So, if x is positive (you won't see negative numbers used in GMAT remainder questions) and if we get a remainder of 3 when x is divided by 5, then possible values of x include:
x : 3, 8, 13, 18, 23, 28, 33, 38, 42, 48, 53, 58, 63, etc
So, x can be any number in this infinite list.
Now the second piece of information restricts possible values of x.
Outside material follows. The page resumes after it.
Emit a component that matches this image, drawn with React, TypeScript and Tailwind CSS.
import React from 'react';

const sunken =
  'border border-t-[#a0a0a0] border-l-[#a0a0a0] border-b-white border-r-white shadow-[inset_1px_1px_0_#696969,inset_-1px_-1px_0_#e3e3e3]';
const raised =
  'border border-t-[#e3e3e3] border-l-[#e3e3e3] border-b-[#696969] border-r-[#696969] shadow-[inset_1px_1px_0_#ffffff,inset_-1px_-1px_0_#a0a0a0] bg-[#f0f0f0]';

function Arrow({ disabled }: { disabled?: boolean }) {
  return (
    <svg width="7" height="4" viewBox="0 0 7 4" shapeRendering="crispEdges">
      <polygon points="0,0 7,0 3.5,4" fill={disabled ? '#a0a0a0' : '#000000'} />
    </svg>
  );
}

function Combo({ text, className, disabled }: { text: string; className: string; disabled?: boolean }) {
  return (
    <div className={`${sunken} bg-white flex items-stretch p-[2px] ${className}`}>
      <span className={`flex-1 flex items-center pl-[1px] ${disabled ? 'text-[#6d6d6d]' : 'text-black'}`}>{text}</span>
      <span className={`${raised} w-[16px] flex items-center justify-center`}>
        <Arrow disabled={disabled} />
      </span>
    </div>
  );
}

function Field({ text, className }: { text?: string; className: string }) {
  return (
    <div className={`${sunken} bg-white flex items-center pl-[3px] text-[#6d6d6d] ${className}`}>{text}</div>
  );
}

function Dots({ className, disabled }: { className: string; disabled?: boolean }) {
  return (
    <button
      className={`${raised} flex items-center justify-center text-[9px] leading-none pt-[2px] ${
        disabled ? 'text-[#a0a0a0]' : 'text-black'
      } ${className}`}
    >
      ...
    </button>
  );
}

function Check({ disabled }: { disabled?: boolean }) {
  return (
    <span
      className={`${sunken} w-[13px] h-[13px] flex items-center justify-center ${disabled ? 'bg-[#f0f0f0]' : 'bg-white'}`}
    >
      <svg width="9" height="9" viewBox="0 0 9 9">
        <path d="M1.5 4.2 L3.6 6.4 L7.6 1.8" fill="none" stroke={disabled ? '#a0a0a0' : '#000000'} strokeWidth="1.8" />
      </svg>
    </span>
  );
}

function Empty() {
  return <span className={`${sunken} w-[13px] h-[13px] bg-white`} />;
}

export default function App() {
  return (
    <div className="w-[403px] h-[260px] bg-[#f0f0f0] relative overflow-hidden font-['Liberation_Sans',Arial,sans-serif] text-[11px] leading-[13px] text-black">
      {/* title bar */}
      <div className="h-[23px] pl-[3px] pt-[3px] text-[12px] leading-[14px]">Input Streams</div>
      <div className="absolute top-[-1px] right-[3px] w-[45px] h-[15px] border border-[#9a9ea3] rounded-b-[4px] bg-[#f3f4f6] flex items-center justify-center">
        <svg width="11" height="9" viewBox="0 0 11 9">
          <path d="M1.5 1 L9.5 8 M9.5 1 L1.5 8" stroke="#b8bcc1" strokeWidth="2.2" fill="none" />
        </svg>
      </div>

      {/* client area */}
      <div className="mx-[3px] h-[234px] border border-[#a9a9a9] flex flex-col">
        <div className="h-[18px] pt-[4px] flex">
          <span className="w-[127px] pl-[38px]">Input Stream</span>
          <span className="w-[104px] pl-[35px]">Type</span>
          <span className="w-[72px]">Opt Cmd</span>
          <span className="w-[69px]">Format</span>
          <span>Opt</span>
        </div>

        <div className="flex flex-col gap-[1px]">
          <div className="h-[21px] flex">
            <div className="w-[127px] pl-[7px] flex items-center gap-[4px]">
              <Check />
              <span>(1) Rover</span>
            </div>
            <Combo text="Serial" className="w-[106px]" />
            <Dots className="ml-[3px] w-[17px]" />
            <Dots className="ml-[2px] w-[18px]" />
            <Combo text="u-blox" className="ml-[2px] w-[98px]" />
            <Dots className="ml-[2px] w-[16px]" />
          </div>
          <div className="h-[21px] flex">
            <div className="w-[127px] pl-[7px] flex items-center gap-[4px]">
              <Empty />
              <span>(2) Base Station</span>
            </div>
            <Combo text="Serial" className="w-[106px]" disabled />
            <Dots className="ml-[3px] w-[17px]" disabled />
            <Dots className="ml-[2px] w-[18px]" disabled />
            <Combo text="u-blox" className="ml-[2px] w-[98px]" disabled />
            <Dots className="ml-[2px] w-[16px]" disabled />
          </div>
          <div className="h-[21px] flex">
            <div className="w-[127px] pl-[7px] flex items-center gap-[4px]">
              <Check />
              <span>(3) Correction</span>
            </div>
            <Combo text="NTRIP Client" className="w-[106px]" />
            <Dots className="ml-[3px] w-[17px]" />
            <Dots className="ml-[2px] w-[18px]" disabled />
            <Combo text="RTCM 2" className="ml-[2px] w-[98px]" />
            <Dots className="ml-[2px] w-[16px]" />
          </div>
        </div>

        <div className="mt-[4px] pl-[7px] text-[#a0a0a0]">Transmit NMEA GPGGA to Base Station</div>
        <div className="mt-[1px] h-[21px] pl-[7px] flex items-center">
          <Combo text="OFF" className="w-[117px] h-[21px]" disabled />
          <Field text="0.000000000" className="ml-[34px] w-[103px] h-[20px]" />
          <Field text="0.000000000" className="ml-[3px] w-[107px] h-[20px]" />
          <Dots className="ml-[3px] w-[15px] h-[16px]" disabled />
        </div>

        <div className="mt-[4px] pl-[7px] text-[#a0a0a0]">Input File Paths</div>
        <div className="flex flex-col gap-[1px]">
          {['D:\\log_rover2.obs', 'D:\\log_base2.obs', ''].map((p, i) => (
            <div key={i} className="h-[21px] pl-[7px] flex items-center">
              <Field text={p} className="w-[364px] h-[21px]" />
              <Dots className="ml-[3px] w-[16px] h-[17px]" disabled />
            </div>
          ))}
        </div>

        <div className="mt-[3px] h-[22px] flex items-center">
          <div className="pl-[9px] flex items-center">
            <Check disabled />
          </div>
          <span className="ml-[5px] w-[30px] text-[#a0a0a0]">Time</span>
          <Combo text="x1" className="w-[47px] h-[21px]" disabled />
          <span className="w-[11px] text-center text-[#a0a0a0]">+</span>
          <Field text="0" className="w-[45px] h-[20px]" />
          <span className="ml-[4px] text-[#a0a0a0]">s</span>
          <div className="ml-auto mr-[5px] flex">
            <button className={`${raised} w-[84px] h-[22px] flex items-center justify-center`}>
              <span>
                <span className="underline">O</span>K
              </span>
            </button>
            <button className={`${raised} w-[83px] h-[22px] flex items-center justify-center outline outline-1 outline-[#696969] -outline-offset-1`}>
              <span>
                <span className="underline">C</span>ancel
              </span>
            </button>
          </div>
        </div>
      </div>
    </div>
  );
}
We're told that when x is divided by 7, the remainder is 4
So, let's examine our list of possible values for x, and see which ones are such that we get a remainder of 4 when divided by 7.
Of the possible values for x (3, 8, 13, 18, 23, 28, 33, 38, 42, 48, 53, 58, 63, etc), we see that 18 satisfies this condition, 53 satisfies this condition, and so on.
So, x could equal 18, 53, as well as other numbers.
Aside: we could continue to list numbers but two numbers will suffice for this question.
Since y has the same two conditions, we know that y can equal 18, 53, and so on.
Now if x > y, then one possible set of values is x=53 and y=18
This means that x - y = 35, in which case only answer choice E (35) is a factor/divisor of x-y.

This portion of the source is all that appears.